I expected that you would live in a world where you could proudly proclaim to be followers of Jesus not because it was expected of you or because peer pressure said you were, but because the Christian church was a stronghold of justice and love. Instead it seems the word “Christian” has often come to be associated more with those who shower their judgement on others instead of their compassion.
It seems you will have to be the ones to carry the message of love into the world, since the generations before yours haven’t finished the job. When you do, please remember a few things. Remember the people like Dr. King and his colleagues who brought civil rights as far as they have come so far. There’s a long way to go – the world isn’t as enlightened as I though it would be at this point, but there are people out there who will march with you. Remember the women who marched for their rights and made huge strides. Last Friday feels like a setback, but there are millions of women and men out there who will march with you again. Remember the people who advocated for the care of our environment; there is still a way to go, but because of them the air is cleaner and the water clearer than it was 50 years ago – there are still people who will march for you to care for our planet.
And remember your parents who shared with you the good news of Christ. Remember that even when the world seemed bleak we tried to share the message of a loving God – one who loves all people as made in God’s own image; remember that every face you see is the face of God looking back at you; whatever you do to work for a better world, remember that God is with you.
Let me close with a brief reflection on our message from Galatians. In it Paul gives a long list of things that would exclude someone from Heaven. It seems like a litany of all the things we expect to see in our favorite TV shows. Sexual immorality, moral corruption, fighting, obsession, drunkenness, partying…the list goes on and we’ve already heard it. The thing that strikes me about this stuff isn’t that it’s a specific list of things we need to avoid to get to Heaven. It’s examples of the things that separate us from God. It’s selfishness. Every act on the list is a matter of selfish choices that put the desires of self above the needs of others. Look at Paul’s other list – love, joy, peace, kindness…

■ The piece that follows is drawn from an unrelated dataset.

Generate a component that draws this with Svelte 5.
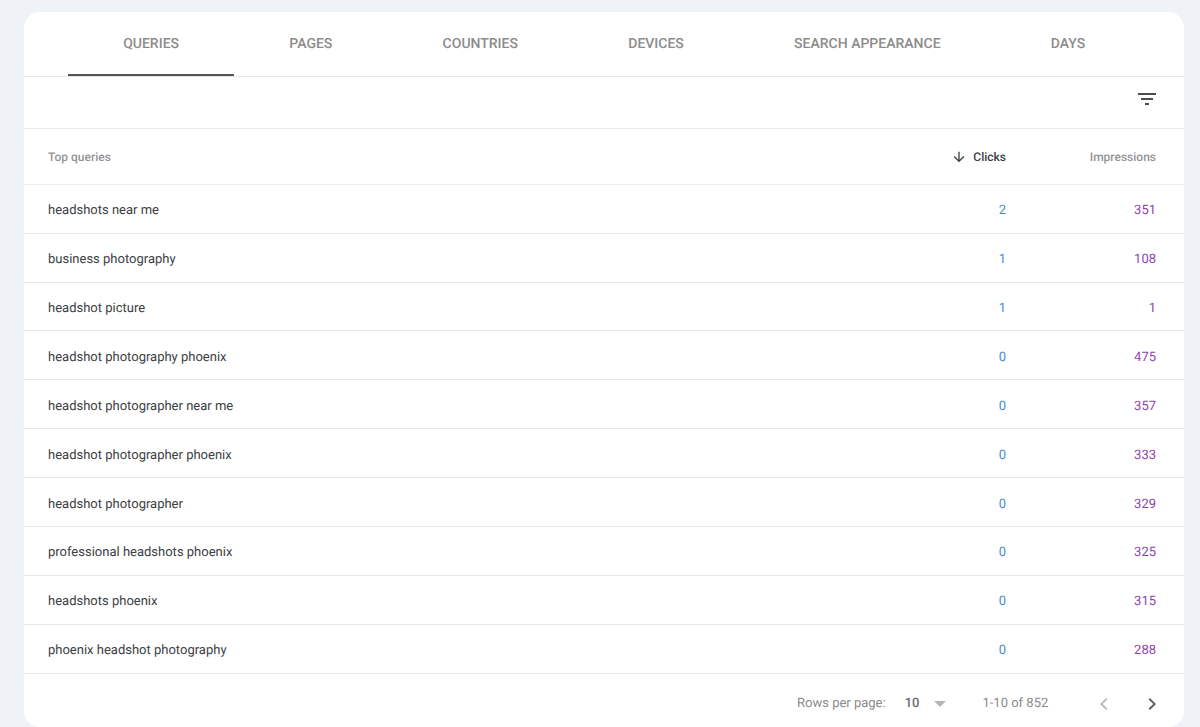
<script>
  const tabs = ['QUERIES', 'PAGES', 'COUNTRIES', 'DEVICES', 'SEARCH APPEARANCE', 'DAYS'];
  const rows = [
    ['headshots near me', 2, 351],
    ['business photography', 1, 108],
    ['headshot picture', 1, 1],
    ['headshot photography phoenix', 0, 475],
    ['headshot photographer near me', 0, 357],
    ['headshot photographer phoenix', 0, 333],
    ['headshot photographer', 0, 329],
    ['professional headshots phoenix', 0, 325],
    ['headshots phoenix', 0, 315],
    ['phoenix headshot photography', 0, 288]
  ];
</script>

<div class="page">
  <div class="card">
    <div class="tabs">
      {#each tabs as tab, i}
        <div class="tab" class:active={i === 0}>{tab}</div>
      {/each}
    </div>
    <div class="filter">
      <svg width="24" height="24" viewBox="0 0 24 24" fill="#4a4c4f"><path d="M3 6h18v2H3zM6 11h12v2H6zM10 16h4v2h-4z" /></svg>
    </div>
    <div class="row head">
      <div class="name">Top queries</div>
      <div class="clicks sorted">
        <svg width="16" height="16" viewBox="0 0 24 24" fill="#3c4043"><path d="M20 12l-1.41-1.41L13 16.17V4h-2v12.17l-5.58-5.59L4 12l8 8 8-8z" /></svg>
        Clicks
      </div>
      <div class="imps">Impressions</div>
    </div>
    {#each rows as r}
      <div class="row item">
        <div class="name">{r[0]}</div>
        <div class="clicks">{r[1]}</div>
        <div class="imps">{r[2]}</div>
      </div>
    {/each}
    <div class="footer">
      <span class="rpp">Rows per page:</span>
      <span class="size">10</span>
      <span class="caret"></span>
      <span class="range">1-10 of 852</span>
      <svg class="prev" width="24" height="24" viewBox="0 0 24 24" fill="#bdbdbd"><path d="M15.41 7.41L14 6l-6 6 6 6 1.41-1.41L10.83 12z" /></svg>
      <svg class="next" width="24" height="24" viewBox="0 0 24 24" fill="#5f6368"><path d="M10 6L8.59 7.41 13.17 12l-4.58 4.59L10 18l6-6z" /></svg>
    </div>
  </div>
</div>

<style>
  :global(body) {
    margin: 0;
    background: #eff3f8;
    font-family: Roboto, "Liberation Sans", sans-serif;
    text-rendering: geometricPrecision;
  }
  .page {
    height: 727px;
    box-sizing: border-box;
    padding: 12px 16px 0 24px;
    overflow: hidden;
  }
  .card {
    background: #fff;
    border-radius: 16px;
    height: 715px;
  }
  .tabs {
    display: flex;
    height: 64px;
    padding-left: 44px;
    border-bottom: 1px solid #e5e7e9;
  }
  .tab {
    position: relative;
    padding: 0 55.15px;
    height: 64px;
    line-height: 64px;
    font-size: 14px;
    font-weight: 500;
    color: #8c8c8c;
    white-space: nowrap;
  }
  .tab.active::after {
    content: '';
    position: absolute;
    left: 0;
    right: 0;
    bottom: 0;
    height: 2.5px;
    background: #555;
  }
  .filter {
    display: flex;
    justify-content: flex-end;
    align-items: center;
    height: 44px;
    padding: 0 25px 7px 0;
    border-bottom: 1px solid #e8eaec;
  }
  .row {
    display: flex;
    align-items: center;
    padding: 0 28px 0 24px;
    font-size: 13px;
    border-bottom: 1px solid #e6e8ea;
  }
  .head {
    height: 53.82px;
    padding-top: 1px;
    font-size: 12px;
    font-weight: 500;
    color: #939496;
    border-bottom-width: 1.5px;
    border-bottom-color: #eceef0;
  }
  .item {
    height: 43.89px;
    padding-top: 4px;
    color: #3c4043;
  }
  .name {
    flex: 1;
  }
  .clicks {
    width: 100px;
    text-align: right;
    color: #4a8ad0;
  }
  .imps {
    width: 150px;
    text-align: right;
    color: #8e44ad;
  }
  .head .clicks, .head .imps {
    color: #939496;
  }
  .head .clicks.sorted {
    color: #3c4043;
    display: flex;
    justify-content: flex-end;
    align-items: center;
    gap: 6px;
  }
  .footer {
    display: flex;
    align-items: center;
    height: 52px;
    padding-top: 4px;
    font-size: 13px;
    color: #8a8b8d;
    padding-left: 773px;
  }
  .size {
    margin-left: 19px;
    color: #6a6d70;
    font-weight: 500;
  }
  .caret {
    width: 0;
    height: 0;
    margin-left: 15px;
    border-left: 6px solid transparent;
    border-right: 6px solid transparent;
    border-top: 6px solid #b4b5b7;
  }
  .range {
    margin-left: 36px;
  }
  .prev {
    margin-left: 44px;
  }
  .next {
    margin-left: 24px;
  }
</style>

Paul is telling us what we need to do to lead. He’s giving guidelines for us to get out there into the world and take the lead for Christ again. Whenever the church has forgotten the fruits of the spirit that he outlines it has faltered. That’s when denominations waver and split and get in the news for their division and their accusations against each other. When we instead focus on the good we do Christ’s work. We pick up the cloak like Elisha did and march forward with the good news. So let’s do that – let’s pick up the cloak, take on the fruits of the spirit, and become the leaders. Let’s be the examples our children will strive toward, not the mess they have to clean up.